HMRC's rule is simple: an expense is allowable if it's incurred "wholly and exclusively" for business purposes. That's the test for everything. If you bought it to do your work, you can almost certainly claim it. If it's a personal purchase that happens to be useful for work, you probably can't — unless you can split the cost proportionally.

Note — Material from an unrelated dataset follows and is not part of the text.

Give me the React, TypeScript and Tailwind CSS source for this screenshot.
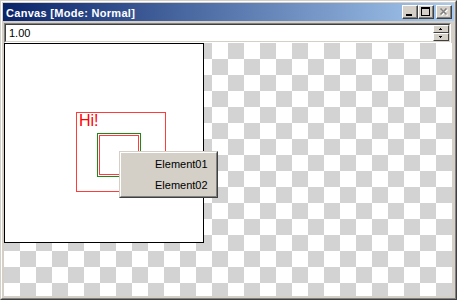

Quick example: Your turnover is £45,000. You claim £8,000 in legitimate expenses. Your taxable profit is £37,000. After the £12,570 personal allowance, you pay income tax on £24,430 instead of £32,430. At the 20% basic rate, that's £1,600 less tax. Real money.
Key Numbers for 2025/26
Before diving into specific deductions, here are the numbers that matter for the 2025/26 tax year (6 April 2025 – 5 April 2026):
- Personal Allowance: £12,570 — you pay no income tax on the first £12,570 of profits
- Basic rate (20%): £12,571 to £50,270
- Higher rate (40%): £50,271 to £125,140
- Additional rate (45%): over £125,140
- Trading Allowance: £1,000 — if your self-employment income is under £1,000, you don't need to report it at all. If it's over £1,000, you can choose between claiming the £1,000 allowance or your actual expenses (not both)
- Class 2 NICs: No longer payable (abolished from April 2024)
- Class 4 NICs: 6% on profits between £12,570 and £50,270; 2% above £50,270
Now let's go through every category of expense you can claim.
Home Office Costs
If you work from home — and most UK freelancers do — you can claim a proportion of your household running costs. There are two methods:
Option 1: Simplified expenses (flat rate)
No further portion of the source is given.